Steven Lamy, an international relations professor at the University of Southern California said, “They are making sure China knows that they will check any unilateral action that threatens trade and security in Asia.”
Zack Cooper of the American Enterprise Institute (AEI), however, believes that the European nation’s deployment is primarily symbolic.
“I do think there is concern that the United States is increasingly focused on the Indo-Pacific, so some in Europe want to demonstrate that they can be helpful in Asia, too,” Cooper said. “That is a positive sign, in my view. This has more of a signaling value than a military value, but the message is still a useful one. But I think it is also important to note that the EU-China investment deal is potentially more important as a signal than these military deployments, so we need to make sure that our security and economic efforts are both pointed in the same direction.”
'Values-based trade agenda'
On Dec. 30, the EU and China concluded negotiations on a wide-ranging investment treaty.
President of the European Commission Ursula von der Leyen said, “Today‘s agreement is an important landmark in our relationship with China and for our values-based trade agenda.”
Other objectives
British and German Asia-Pacific deployments have objectives beyond countering China's expansion in the region.

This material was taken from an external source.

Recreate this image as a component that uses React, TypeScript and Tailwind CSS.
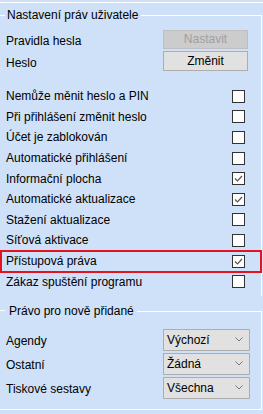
import React from "react";

const flags: { label: string; checked: boolean; marked?: boolean }[] = [
  { label: "Nemůže měnit heslo a PIN", checked: false },
  { label: "Při přihlášení změnit heslo", checked: false },
  { label: "Účet je zablokován", checked: false },
  { label: "Automatické přihlášení", checked: false },
  { label: "Informační plocha", checked: true },
  { label: "Automatické aktualizace", checked: true },
  { label: "Stažení aktualizace", checked: false },
  { label: "Síťová aktivace", checked: false },
  { label: "Přístupová práva", checked: true, marked: true },
  { label: "Zákaz spuštění programu", checked: false },
];

const defaults = [
  { label: "Agendy", value: "Výchozí" },
  { label: "Ostatní", value: "Žádná" },
  { label: "Tiskové sestavy", value: "Všechna" },
];

const CheckBox = ({ checked }: { checked: boolean }) => (
  <div className="flex h-[13px] w-[13px] items-center justify-center border border-[#333333] bg-white">
    {checked && (
      <svg width="11" height="11" viewBox="0 0 11 11">
        <path d="M2 5.5 L4.5 8 L9 3" fill="none" stroke="#555555" strokeWidth="1.2" />
      </svg>
    )}
  </div>
);

const Chevron = () => (
  <svg width="8" height="5" viewBox="0 0 8 5">
    <path d="M0.5 0.5 L4 4 L7.5 0.5" fill="none" stroke="#777777" strokeWidth="1" />
  </svg>
);

const GroupHeader = ({ title, lead, pad }: { title: string; lead: string; pad: string }) => (
  <div className="flex h-[14px] items-center">
    <div className={`${lead} h-px bg-white`} />
    <span className={`${pad} pr-[3px] leading-[14px] whitespace-nowrap`}>{title}</span>
    <div className="mr-[1px] h-[7px] flex-1 self-end border-t border-r border-white" />
  </div>
);

export default function App() {
  return (
    <div className="h-[414px] w-[263px] overflow-hidden bg-[#cfe1f8] font-['Liberation_Sans',Arial,sans-serif] text-[12px] text-black">
      <div className="mt-[2px] h-px bg-white" />

      {/* Nastavení práv uživatele */}
      <div className="mt-[5px]">
        <GroupHeader title="Nastavení práv uživatele" lead="w-[5px]" pad="pl-[2px]" />
        <div className="mr-[1px] border-r border-white pt-[8px] pb-[4px]">
          <div className="flex h-[21px] items-start justify-between">
            <span className="pl-[6px] pt-[3px] leading-[16px]">Pravidla hesla</span>
            <button
              type="button"
              disabled
              className="mr-[13px] h-[19px] w-[85px] border border-[#bfbfbf] bg-[#cccccc] leading-[17px] text-[#a0a0a0]"
            >
              Nastavit
            </button>
          </div>
          <div className="flex h-[20px] items-start justify-between">
            <span className="pl-[6px] pt-[4px] leading-[16px]">Heslo</span>
            <button
              type="button"
              className="mr-[13px] h-[20px] w-[85px] border border-[#adadad] bg-[#e1e1e1] leading-[18px]"
            >
              Změnit
            </button>
          </div>

          <div className="mt-[15px]">
            {flags.map((f) => (
              <div key={f.label} className="relative flex h-[20.6px] items-center justify-between pr-[16px]">
                <span className="pl-[6px] leading-[16px]">{f.label}</span>
                <CheckBox checked={f.checked} />
                {f.marked && (
                  <div className="absolute -top-[1px] left-0 -right-[1px] h-[23px] border-2 border-[#e3131f]" />
                )}
              </div>
            ))}
          </div>
        </div>
      </div>

      {/* Právo pro nově přidané */}
      <div className="mt-[8px]">
        <GroupHeader title="Právo pro nově přidané" lead="w-[5px]" pad="pl-[4px]" />
        <div className="mr-[1px] flex flex-col gap-[2px] border-r border-b border-white pt-[11px] pb-[10px]">
          {defaults.map((d) => (
            <div key={d.label} className="flex h-[22px] items-center justify-between">
              <span className="pl-[6px] pt-[2px] leading-[16px]">{d.label}</span>
              <div className="mr-[11px] flex h-[22px] w-[87px] items-center justify-between border border-[#adadad] bg-[#e1e1e1] pr-[6px] pl-[3px]">
                <span className="leading-[16px]">{d.value}</span>
                <Chevron />
              </div>
            </div>
          ))}
        </div>
      </div>
    </div>
  );
}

Jamie Shea, a former NATO official and senior fellow at the think tank Friends of Europe, said the U.K.'s actions were intended to show aspirations to be "Global Britain" after Brexit, as its departure from the EU is known.
“This aspiration focuses largely on the Asia-Pacific region as the U.K. is convinced that new trade agreements with the countries in this region are key to the U.K.’s future economic growth,” Shea told VOA. “So a U.K. military capability to project power in the Asia-Pacific, based around the country’s two recently acquired new aircraft carriers, is key to demonstrating the U.K.’s strategic relevance to the region. The Royal Navy is the priority here as ships can be deployed flexibly and are a good way of demonstrating presence.”
Shea added that Britain's defense procurement and its decision to send the HMS Queen Elizabeth to the South China Sea also signals to Washington that the U.K. remains willing and able to be a major strategic ally.
While Germany has no desire to be a global military power, it has key economic and trading interests in Asia that it wishes to protect, Shea noted.
“Germany has no desire to become embroiled in the regional disputes in Asia, such as in the South and East China seas, but the occasional dispatch of a frigate and participation in a maritime exercise is a useful way to build confidence and develop partnerships and interoperability with Germany’s major trading partners in the region,” Shea said.
According to Japan's Kyodo News, Japan's defense minister, Nobuo Kishi, last month expressed his desire for German frigates to participate in exercises with Japan's Self-Defense Forces, which he hoped would pass through the South China Sea.
The British government announced on Jan. 4 that the British Royal Navy’s carrier strike group has reached initial operating capability ahead of its first operational deployment later this year.
The carrier strike group commander, Commodore Steve Moorhouse, tweeted Jan. 4, “In practical terms, my Strike Group is now at Very High Readiness, meaning we are at 5 days’ notice to deploy, if required, in response to global events & in defence of British interests.”
In response to the HMS Queen Elizabeth’s deployment to the South China Sea, Tan Kefei, a spokesman for China's Ministry of Defense, said, "The Chinese military will take the necessary measures to resolutely safeguard national sovereignty, security and development interests and firmly safeguard peace and stability in the South China Sea."
Adrianna Zhang of the VOA Mandarin Service contributed to this report.